• Extracted data entries

┌──

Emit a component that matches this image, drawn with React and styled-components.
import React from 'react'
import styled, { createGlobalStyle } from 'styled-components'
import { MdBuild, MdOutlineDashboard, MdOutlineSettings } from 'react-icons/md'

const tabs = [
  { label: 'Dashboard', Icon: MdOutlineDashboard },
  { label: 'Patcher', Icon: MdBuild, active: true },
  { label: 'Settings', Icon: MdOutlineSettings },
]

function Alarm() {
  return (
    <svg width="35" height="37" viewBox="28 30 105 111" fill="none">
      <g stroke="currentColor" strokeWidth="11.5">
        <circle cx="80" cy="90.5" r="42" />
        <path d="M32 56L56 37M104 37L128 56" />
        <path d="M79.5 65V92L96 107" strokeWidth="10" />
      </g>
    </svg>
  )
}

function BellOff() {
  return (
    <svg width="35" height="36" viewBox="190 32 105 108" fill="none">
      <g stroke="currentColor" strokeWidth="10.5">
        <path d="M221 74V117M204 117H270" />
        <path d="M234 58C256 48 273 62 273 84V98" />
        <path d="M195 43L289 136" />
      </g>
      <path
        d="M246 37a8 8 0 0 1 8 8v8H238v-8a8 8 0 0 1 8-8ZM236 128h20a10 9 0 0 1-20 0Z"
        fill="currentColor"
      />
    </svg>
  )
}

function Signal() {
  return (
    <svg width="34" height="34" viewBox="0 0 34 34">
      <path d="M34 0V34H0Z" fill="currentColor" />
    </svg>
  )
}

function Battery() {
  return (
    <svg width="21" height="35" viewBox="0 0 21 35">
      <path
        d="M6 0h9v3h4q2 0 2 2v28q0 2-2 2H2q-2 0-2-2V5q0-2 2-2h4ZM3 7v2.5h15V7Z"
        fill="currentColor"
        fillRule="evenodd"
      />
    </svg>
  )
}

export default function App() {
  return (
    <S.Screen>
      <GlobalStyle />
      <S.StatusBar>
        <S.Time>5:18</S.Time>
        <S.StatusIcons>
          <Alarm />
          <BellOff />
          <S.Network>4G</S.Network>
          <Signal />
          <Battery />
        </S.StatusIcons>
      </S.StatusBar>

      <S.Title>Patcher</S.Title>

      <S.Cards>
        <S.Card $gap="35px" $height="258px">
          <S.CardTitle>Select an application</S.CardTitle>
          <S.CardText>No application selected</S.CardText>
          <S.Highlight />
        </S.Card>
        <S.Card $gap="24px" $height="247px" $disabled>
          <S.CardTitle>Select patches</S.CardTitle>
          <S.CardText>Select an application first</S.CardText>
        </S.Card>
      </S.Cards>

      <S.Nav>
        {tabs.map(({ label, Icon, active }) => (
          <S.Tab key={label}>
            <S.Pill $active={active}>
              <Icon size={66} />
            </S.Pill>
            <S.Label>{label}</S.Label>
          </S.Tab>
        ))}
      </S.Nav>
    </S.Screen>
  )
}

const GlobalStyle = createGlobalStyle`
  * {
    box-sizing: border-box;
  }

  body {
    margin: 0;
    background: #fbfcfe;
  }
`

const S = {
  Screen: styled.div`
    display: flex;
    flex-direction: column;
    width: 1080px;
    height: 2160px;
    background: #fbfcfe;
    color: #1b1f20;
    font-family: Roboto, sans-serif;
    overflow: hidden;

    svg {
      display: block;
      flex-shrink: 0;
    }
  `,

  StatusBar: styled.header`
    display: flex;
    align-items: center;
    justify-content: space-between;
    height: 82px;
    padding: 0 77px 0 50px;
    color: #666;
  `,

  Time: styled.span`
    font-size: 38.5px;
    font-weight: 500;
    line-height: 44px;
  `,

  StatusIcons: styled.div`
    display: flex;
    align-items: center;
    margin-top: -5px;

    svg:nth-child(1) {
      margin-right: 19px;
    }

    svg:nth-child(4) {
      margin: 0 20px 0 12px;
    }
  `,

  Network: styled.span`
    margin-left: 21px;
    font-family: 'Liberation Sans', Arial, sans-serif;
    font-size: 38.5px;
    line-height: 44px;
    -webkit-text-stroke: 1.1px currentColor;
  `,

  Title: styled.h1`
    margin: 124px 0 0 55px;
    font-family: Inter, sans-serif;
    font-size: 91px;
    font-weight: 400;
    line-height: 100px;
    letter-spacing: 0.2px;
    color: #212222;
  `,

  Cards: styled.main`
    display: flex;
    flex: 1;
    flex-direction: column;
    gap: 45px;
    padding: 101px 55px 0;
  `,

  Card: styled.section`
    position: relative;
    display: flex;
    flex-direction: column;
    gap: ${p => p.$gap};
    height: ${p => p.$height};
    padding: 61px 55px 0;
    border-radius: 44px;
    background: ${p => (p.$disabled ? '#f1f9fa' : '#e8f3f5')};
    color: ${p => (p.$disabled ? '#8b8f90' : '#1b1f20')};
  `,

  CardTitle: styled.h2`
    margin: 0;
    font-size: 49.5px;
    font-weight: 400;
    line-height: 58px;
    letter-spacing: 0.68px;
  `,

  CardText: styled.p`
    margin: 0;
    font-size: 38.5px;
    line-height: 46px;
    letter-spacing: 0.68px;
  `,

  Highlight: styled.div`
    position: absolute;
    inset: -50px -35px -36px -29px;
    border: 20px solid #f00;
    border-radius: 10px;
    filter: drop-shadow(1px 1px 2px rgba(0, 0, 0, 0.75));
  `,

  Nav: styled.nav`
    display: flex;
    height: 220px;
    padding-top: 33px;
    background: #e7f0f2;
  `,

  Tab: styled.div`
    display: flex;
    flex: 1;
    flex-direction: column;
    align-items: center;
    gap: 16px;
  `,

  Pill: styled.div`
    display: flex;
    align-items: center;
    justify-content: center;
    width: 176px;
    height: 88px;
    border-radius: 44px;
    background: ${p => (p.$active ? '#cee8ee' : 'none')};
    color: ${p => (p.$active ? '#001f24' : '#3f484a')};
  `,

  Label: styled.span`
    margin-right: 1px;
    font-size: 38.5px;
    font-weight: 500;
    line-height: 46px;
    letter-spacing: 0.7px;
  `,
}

└──
┌──

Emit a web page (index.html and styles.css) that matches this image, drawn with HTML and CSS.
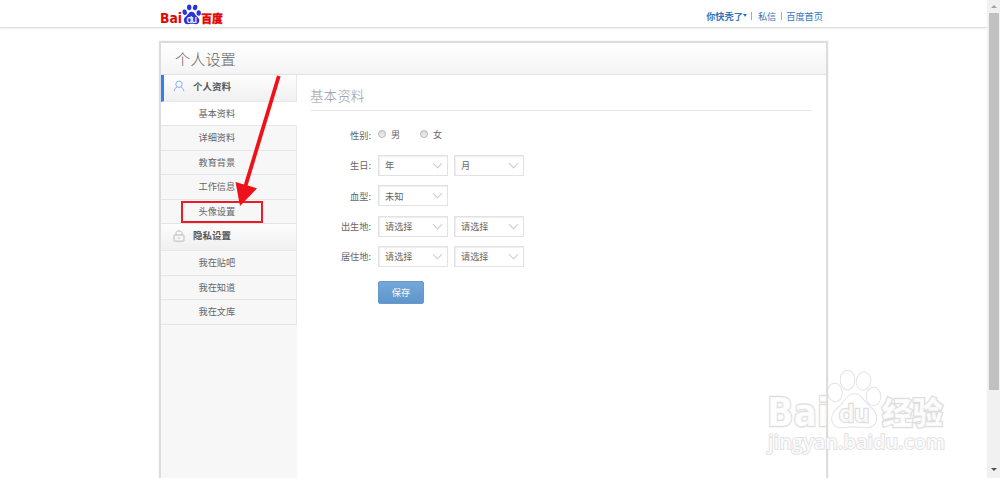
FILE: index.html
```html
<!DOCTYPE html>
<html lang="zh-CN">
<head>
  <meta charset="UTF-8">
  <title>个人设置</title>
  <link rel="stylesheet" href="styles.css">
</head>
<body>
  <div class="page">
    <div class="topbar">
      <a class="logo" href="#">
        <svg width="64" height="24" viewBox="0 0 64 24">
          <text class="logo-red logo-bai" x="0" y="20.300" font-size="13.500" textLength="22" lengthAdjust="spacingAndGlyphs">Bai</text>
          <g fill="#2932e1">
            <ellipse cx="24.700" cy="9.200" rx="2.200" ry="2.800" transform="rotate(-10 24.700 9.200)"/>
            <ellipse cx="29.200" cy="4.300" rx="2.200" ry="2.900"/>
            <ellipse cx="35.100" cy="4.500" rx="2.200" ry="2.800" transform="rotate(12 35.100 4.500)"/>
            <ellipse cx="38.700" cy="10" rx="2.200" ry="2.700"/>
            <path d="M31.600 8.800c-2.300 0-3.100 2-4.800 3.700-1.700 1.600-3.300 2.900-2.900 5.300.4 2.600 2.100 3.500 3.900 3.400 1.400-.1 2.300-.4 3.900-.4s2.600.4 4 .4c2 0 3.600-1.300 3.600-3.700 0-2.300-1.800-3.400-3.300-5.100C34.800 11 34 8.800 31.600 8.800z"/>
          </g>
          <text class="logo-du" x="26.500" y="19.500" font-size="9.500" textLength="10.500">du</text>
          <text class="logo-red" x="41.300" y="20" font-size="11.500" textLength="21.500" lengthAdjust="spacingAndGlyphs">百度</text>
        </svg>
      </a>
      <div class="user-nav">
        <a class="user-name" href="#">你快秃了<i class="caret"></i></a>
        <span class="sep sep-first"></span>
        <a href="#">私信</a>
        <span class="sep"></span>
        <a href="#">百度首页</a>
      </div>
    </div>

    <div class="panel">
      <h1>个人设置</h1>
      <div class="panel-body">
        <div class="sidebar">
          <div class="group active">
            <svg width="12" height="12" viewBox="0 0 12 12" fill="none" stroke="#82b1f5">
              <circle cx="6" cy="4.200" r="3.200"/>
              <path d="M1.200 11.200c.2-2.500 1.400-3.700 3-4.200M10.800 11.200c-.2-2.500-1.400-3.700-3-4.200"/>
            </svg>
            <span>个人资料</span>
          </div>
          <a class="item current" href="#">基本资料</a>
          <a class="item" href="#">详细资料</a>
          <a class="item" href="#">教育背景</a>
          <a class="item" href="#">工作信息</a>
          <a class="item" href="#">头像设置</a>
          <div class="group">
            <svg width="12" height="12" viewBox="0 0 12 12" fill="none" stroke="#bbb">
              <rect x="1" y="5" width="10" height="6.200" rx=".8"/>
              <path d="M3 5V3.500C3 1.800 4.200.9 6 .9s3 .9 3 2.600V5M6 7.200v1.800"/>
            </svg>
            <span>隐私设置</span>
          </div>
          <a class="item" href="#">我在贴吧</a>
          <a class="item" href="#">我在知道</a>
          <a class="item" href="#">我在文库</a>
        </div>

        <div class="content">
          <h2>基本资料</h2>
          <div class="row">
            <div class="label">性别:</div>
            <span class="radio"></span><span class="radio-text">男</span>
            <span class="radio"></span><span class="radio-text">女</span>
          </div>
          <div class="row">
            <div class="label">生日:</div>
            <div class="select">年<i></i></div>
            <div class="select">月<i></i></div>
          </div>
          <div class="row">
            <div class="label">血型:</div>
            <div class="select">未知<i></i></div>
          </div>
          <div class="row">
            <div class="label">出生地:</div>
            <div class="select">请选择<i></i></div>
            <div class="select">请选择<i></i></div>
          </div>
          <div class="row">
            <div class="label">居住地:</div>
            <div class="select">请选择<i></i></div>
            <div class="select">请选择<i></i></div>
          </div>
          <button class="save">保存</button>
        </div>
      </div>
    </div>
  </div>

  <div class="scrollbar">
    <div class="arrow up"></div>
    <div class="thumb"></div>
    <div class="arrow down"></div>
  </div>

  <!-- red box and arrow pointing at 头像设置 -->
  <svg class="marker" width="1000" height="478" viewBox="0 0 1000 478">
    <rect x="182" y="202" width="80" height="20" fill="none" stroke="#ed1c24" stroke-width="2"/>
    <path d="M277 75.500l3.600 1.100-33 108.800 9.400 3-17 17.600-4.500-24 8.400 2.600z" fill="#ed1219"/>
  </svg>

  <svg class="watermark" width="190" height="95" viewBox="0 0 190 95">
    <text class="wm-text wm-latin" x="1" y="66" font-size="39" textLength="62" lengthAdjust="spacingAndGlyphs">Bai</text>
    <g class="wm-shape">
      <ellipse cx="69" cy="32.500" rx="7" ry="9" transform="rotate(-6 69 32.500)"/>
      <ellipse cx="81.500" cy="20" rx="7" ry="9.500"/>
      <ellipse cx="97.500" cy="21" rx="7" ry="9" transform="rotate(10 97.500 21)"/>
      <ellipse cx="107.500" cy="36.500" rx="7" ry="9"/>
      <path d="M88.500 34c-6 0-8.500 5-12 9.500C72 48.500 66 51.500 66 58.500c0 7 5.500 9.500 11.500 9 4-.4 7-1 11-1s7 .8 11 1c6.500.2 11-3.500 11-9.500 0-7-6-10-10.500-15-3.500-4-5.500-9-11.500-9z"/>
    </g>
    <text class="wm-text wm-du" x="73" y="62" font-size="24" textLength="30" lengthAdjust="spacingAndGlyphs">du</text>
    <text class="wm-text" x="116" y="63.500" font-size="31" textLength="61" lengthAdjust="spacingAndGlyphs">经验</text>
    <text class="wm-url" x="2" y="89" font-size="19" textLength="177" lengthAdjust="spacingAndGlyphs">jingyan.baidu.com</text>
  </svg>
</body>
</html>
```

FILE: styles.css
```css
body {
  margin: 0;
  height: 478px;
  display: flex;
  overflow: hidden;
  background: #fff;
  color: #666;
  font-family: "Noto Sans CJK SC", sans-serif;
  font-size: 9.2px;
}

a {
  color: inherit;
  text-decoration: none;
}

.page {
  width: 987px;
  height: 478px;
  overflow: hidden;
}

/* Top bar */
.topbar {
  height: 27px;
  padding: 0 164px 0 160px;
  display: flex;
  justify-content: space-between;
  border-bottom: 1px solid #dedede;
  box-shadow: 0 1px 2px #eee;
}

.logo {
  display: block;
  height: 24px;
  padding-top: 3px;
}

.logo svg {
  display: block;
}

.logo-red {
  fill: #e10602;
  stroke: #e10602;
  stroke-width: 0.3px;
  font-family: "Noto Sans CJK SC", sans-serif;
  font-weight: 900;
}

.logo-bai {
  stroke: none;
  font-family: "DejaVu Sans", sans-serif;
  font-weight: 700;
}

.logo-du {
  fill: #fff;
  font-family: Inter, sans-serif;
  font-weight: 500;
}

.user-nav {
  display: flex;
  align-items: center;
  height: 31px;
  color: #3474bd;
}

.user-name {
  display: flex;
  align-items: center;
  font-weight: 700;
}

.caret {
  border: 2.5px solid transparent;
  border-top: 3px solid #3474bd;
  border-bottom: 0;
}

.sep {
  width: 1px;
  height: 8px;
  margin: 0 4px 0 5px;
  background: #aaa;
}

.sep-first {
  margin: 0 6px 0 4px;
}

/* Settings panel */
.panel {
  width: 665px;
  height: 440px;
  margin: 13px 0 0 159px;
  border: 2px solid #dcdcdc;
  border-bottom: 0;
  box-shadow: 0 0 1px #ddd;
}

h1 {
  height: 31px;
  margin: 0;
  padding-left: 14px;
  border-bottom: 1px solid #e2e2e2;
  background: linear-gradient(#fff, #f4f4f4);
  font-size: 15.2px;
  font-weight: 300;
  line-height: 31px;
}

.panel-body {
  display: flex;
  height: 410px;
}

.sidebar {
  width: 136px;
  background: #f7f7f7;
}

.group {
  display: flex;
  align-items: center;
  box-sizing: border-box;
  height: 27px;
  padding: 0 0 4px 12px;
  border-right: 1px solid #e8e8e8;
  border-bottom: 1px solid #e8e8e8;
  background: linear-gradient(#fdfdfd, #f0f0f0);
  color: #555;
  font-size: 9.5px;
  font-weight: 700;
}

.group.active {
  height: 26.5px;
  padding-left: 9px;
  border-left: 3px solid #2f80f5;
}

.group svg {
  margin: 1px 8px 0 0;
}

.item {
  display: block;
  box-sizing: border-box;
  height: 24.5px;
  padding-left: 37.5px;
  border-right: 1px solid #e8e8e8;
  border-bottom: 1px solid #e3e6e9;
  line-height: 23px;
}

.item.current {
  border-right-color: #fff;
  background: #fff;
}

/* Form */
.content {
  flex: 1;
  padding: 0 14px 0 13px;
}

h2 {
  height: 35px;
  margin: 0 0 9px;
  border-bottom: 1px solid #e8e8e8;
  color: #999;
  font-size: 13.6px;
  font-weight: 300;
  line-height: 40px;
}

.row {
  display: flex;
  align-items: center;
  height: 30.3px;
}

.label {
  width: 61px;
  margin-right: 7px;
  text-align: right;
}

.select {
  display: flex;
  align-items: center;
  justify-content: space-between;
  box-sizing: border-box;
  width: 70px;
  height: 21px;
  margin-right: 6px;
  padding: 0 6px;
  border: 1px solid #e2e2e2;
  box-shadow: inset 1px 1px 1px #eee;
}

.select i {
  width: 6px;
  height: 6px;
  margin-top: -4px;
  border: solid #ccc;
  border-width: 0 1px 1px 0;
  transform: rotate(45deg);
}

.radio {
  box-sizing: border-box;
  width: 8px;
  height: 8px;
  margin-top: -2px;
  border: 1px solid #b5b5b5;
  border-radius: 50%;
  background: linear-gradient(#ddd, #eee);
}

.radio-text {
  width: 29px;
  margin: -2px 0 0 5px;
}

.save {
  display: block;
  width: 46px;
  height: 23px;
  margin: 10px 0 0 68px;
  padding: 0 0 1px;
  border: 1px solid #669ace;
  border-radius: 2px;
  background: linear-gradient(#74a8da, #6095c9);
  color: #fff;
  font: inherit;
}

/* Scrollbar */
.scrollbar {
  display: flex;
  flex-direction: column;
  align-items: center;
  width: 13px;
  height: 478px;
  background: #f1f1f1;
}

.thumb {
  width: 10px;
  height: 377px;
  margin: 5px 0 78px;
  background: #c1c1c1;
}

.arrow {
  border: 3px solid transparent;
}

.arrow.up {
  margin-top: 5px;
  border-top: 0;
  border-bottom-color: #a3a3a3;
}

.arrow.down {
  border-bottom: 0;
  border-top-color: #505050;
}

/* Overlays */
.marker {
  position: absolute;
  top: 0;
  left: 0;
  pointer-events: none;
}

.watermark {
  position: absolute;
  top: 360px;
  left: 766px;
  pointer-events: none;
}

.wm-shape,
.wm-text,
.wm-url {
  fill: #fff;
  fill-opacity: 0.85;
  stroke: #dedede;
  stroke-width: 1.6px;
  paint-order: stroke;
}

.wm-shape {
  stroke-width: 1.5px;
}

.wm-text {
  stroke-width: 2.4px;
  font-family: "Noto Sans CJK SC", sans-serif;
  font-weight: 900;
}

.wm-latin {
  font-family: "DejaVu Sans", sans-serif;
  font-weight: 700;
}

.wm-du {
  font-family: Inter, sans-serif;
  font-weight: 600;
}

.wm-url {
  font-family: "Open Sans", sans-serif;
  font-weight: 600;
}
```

└──

Only the count is wanted: report how many lines of the material above hold the word "this".

• Correct result
2